Мэхэн считал, что на создание морской силы государства огромное влияние оказывают различные факторы, которые он называет элементами. Из них на первое место он ставил географическое положение страны, физическую структуру и протяженность береговой линии. Для государства, стремящегося к морскому могуществу, по его мнению, наиболее выгодным являлось островное положение с наличием протяженной береговой линии, изрезанной удобными бухтами и гаванями для оборудования портов и военно-морских баз. Это, говорил Мэхэн, уже само по себе обязывало правительство главные усилия страны направлять не на создание большой сухопутной армии, а на строительство мощного военно-морского флота. В качестве примера островного государства он приводит Англию и одновременно старается всячески доказать, что США также обладают всеми чертами островной страны.

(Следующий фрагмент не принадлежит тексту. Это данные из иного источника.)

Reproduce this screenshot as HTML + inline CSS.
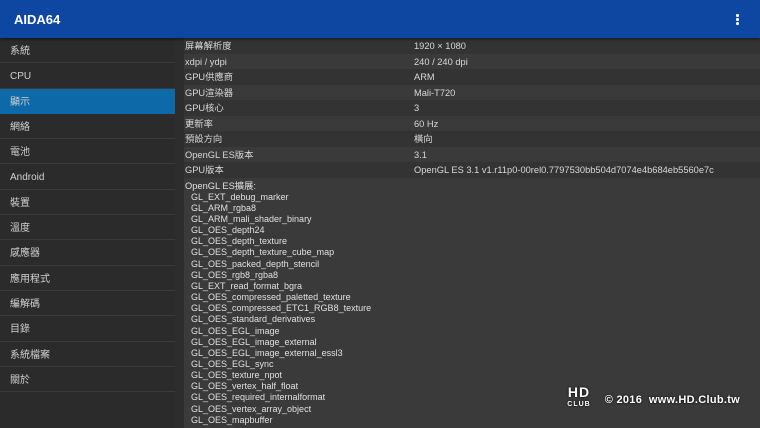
<!DOCTYPE html><html><head><meta charset="utf-8"><style>
*{margin:0;padding:0;box-sizing:border-box}
body{width:760px;height:428px;overflow:hidden;background:#2d2d2d;font-family:"Liberation Sans","Noto Sans CJK TC",sans-serif;color:#d8d8d8;position:relative}
.hdr{position:absolute;left:0;top:0;width:760px;height:38px;background:#0d47a1;box-shadow:0 1px 3px rgba(0,0,0,.6);z-index:2}
.hdr .t{position:absolute;left:14px;top:12px;font-size:13px;font-weight:bold;color:#fff}
.dots{position:absolute;left:736px;top:14px;width:3px}
.dots i{display:block;width:2.5px;height:2.5px;background:#fff;border-radius:50%;margin-bottom:1.5px}
.side{position:absolute;left:0;top:38px;width:175px;height:390px;background:#2b2b2b}
.side div{height:25.3px;line-height:25px;padding-left:10px;padding-top:1px;font-size:10px;border-bottom:1px solid #3a3a3a;color:#d0d0d0}
.side div.sel{background:#0e69a8;border-bottom-color:#0e69a8}
.main{position:absolute;left:184px;top:38px;width:576px;height:390px;background:#3a3a3a}
.row{height:15.5px;line-height:15.5px;font-size:9.3px;position:relative;padding-left:1px;padding-top:1px}
.row:nth-child(odd){background:#333333}
.row span{position:absolute;left:230px;top:1px}
.ext{padding-left:1px;font-size:9.3px;line-height:11.15px;padding-top:3px;color:#e0e0e0}
.ext p{padding-left:6px;font-size:9px}
.wm{position:absolute;left:560px;top:388px;font-size:11px;color:#fff;text-shadow:0 0 2px #000;letter-spacing:.3px;font-weight:bold}
.logo{display:inline-block;width:38px;text-align:center;line-height:9px;vertical-align:-3px}
</style></head><body>
<div class="hdr"><div class="t">AIDA64</div><div class="dots"><i></i><i></i><i></i></div></div>
<div class="side">
<div>系統</div><div>CPU</div><div class="sel">顯示</div><div>網絡</div><div>電池</div><div>Android</div><div>裝置</div><div>溫度</div><div>感應器</div><div>應用程式</div><div>編解碼</div><div>目錄</div><div>系統檔案</div><div>關於</div>
</div>
<div class="main">
<div class="row">屏幕解析度<span>1920 × 1080</span></div>
<div class="row">xdpi / ydpi<span>240 / 240 dpi</span></div>
<div class="row">GPU供應商<span>ARM</span></div>
<div class="row">GPU渲染器<span>Mali-T720</span></div>
<div class="row">GPU核心<span>3</span></div>
<div class="row">更新率<span>60 Hz</span></div>
<div class="row">預設方向<span>橫向</span></div>
<div class="row">OpenGL ES版本<span>3.1</span></div>
<div class="row">GPU版本<span>OpenGL ES 3.1 v1.r11p0-00rel0.7797530bb504d7074e4b684eb5560e7c</span></div>
<div class="ext">OpenGL ES擴展:
<p>GL_EXT_debug_marker</p><p>GL_ARM_rgba8</p><p>GL_ARM_mali_shader_binary</p><p>GL_OES_depth24</p><p>GL_OES_depth_texture</p><p>GL_OES_depth_texture_cube_map</p><p>GL_OES_packed_depth_stencil</p><p>GL_OES_rgb8_rgba8</p><p>GL_EXT_read_format_bgra</p><p>GL_OES_compressed_paletted_texture</p><p>GL_OES_compressed_ETC1_RGB8_texture</p><p>GL_OES_standard_derivatives</p><p>GL_OES_EGL_image</p><p>GL_OES_EGL_image_external</p><p>GL_OES_EGL_image_external_essl3</p><p>GL_OES_EGL_sync</p><p>GL_OES_texture_npot</p><p>GL_OES_vertex_half_float</p><p>GL_OES_required_internalformat</p><p>GL_OES_vertex_array_object</p><p>GL_OES_mapbuffer</p>
</div>
</div>
<div class="wm"><span class="logo"><span style="font-size:14px;letter-spacing:1px">HD</span><br><span style="font-size:7px;letter-spacing:1px">CLUB</span></span> &nbsp;© 2016 &nbsp;www.HD.Club.tw</div>
</body></html>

Большое внимание Мэхэн обращал на демографический фактор — численность населения и его занятия. Особое значение уделялось той части населения, которая экономически была связана с морем (с торговым мореплаванием, рыболовством, судостроительной промышленностью) и которая могла бы послужить резервом для комплектования военно-морского флота. В его теории немаловажную роль играл и национальный характер народа. Американский теоретик выступает как великодержавный шовинист и расист. Он делит народы на способные к коммерческой предприимчивости и колонизации и неспособные на это. По его мнению, национальный характер американцев содержит все данные, необходимые для создания «большой морской силы» в целях осуществления колонизаторских планов империалистов США. «... Коммерческие инстинкты, смелая предприимчивость, стяжательство и хороший нюх, позволяющий найти соответствующие пути, — все это существует; и если в будущем откроется какое-либо поле для колонизации, то нет сомнения, что американцы перенесут туда всю свою врожденную способность...» 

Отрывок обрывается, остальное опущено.